— Begin COLLECTED DATA —

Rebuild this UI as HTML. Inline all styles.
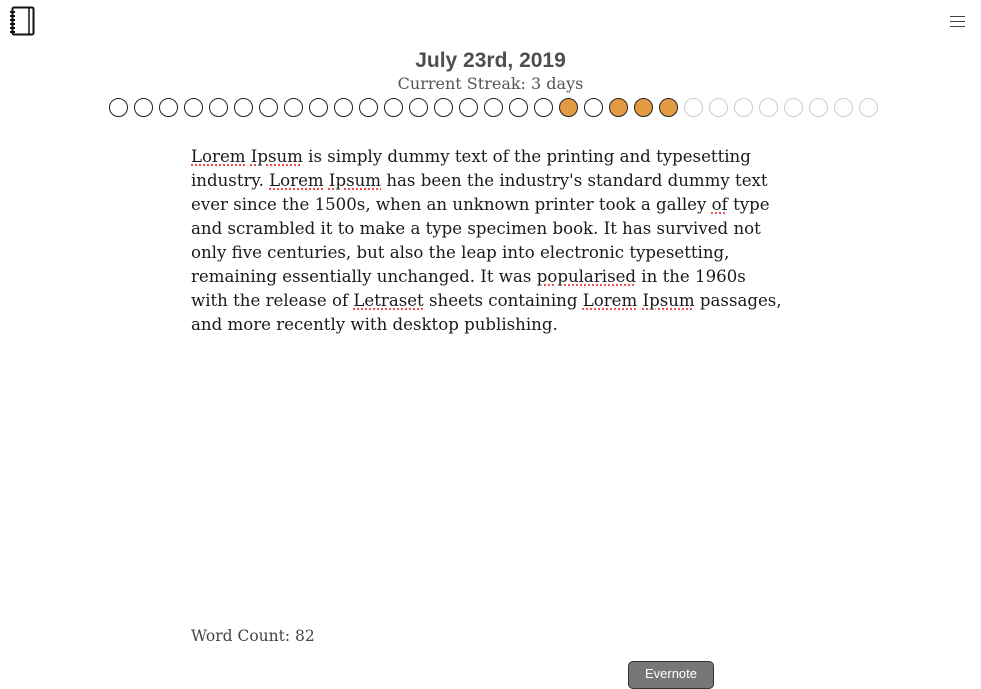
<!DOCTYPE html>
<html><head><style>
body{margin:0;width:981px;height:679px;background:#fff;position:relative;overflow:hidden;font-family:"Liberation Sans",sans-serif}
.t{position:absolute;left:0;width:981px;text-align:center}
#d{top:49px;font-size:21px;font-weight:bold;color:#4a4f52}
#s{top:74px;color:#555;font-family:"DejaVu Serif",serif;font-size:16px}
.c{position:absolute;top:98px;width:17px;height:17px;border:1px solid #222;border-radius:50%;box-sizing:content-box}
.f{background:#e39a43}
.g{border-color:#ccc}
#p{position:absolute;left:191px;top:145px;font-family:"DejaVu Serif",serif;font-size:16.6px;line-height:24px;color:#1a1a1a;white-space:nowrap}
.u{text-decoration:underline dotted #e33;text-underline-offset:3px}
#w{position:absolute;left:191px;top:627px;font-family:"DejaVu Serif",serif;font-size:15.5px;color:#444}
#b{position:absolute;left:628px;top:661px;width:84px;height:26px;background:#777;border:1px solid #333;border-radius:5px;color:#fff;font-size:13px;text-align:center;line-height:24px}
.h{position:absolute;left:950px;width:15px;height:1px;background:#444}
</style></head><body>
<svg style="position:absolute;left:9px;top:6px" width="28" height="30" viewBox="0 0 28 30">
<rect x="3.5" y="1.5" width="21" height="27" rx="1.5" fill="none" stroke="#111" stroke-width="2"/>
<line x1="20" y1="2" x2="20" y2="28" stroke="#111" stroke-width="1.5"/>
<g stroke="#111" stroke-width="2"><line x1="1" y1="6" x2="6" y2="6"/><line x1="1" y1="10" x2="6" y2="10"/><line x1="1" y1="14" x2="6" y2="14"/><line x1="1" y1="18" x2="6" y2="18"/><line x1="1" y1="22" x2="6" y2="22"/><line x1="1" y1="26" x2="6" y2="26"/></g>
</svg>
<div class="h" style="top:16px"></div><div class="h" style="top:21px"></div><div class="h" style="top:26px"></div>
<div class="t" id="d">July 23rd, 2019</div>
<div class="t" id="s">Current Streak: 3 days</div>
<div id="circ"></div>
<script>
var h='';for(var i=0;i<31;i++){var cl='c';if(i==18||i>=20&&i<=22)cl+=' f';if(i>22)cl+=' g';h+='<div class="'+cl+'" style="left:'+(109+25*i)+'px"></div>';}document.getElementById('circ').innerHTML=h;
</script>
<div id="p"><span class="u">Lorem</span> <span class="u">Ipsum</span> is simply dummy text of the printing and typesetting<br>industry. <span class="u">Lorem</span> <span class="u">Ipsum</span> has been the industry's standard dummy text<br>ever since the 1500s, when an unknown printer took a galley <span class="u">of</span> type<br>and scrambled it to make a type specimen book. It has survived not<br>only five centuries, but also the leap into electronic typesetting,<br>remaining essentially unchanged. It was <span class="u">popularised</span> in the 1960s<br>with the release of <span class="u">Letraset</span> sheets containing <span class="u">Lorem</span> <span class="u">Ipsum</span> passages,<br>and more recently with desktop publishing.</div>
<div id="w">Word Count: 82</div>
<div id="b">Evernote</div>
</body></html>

— End COLLECTED DATA —

PROBLEM TO SOLVE:
Restate the whole listing above exactly, except for its images.

CORRECT OUTPUT:
Rebuild this UI as HTML. Inline all styles.
<!DOCTYPE html>
<html><head><style>
body{margin:0;width:981px;height:679px;background:#fff;position:relative;overflow:hidden;font-family:"Liberation Sans",sans-serif}
.t{position:absolute;left:0;width:981px;text-align:center}
#d{top:49px;font-size:21px;font-weight:bold;color:#4a4f52}
#s{top:74px;color:#555;font-family:"DejaVu Serif",serif;font-size:16px}
.c{position:absolute;top:98px;width:17px;height:17px;border:1px solid #222;border-radius:50%;box-sizing:content-box}
.f{background:#e39a43}
.g{border-color:#ccc}
#p{position:absolute;left:191px;top:145px;font-family:"DejaVu Serif",serif;font-size:16.6px;line-height:24px;color:#1a1a1a;white-space:nowrap}
.u{text-decoration:underline dotted #e33;text-underline-offset:3px}
#w{position:absolute;left:191px;top:627px;font-family:"DejaVu Serif",serif;font-size:15.5px;color:#444}
#b{position:absolute;left:628px;top:661px;width:84px;height:26px;background:#777;border:1px solid #333;border-radius:5px;color:#fff;font-size:13px;text-align:center;line-height:24px}
.h{position:absolute;left:950px;width:15px;height:1px;background:#444}
</style></head><body>
<svg style="position:absolute;left:9px;top:6px" width="28" height="30" viewBox="0 0 28 30">
<rect x="3.5" y="1.5" width="21" height="27" rx="1.5" fill="none" stroke="#111" stroke-width="2"/>
<line x1="20" y1="2" x2="20" y2="28" stroke="#111" stroke-width="1.5"/>
<g stroke="#111" stroke-width="2"><line x1="1" y1="6" x2="6" y2="6"/><line x1="1" y1="10" x2="6" y2="10"/><line x1="1" y1="14" x2="6" y2="14"/><line x1="1" y1="18" x2="6" y2="18"/><line x1="1" y1="22" x2="6" y2="22"/><line x1="1" y1="26" x2="6" y2="26"/></g>
</svg>
<div class="h" style="top:16px"></div><div class="h" style="top:21px"></div><div class="h" style="top:26px"></div>
<div class="t" id="d">July 23rd, 2019</div>
<div class="t" id="s">Current Streak: 3 days</div>
<div id="circ"></div>
<script>
var h='';for(var i=0;i<31;i++){var cl='c';if(i==18||i>=20&&i<=22)cl+=' f';if(i>22)cl+=' g';h+='<div class="'+cl+'" style="left:'+(109+25*i)+'px"></div>';}document.getElementById('circ').innerHTML=h;
</script>
<div id="p"><span class="u">Lorem</span> <span class="u">Ipsum</span> is simply dummy text of the printing and typesetting<br>industry. <span class="u">Lorem</span> <span class="u">Ipsum</span> has been the industry's standard dummy text<br>ever since the 1500s, when an unknown printer took a galley <span class="u">of</span> type<br>and scrambled it to make a type specimen book. It has survived not<br>only five centuries, but also the leap into electronic typesetting,<br>remaining essentially unchanged. It was <span class="u">popularised</span> in the 1960s<br>with the release of <span class="u">Letraset</span> sheets containing <span class="u">Lorem</span> <span class="u">Ipsum</span> passages,<br>and more recently with desktop publishing.</div>
<div id="w">Word Count: 82</div>
<div id="b">Evernote</div>
</body></html>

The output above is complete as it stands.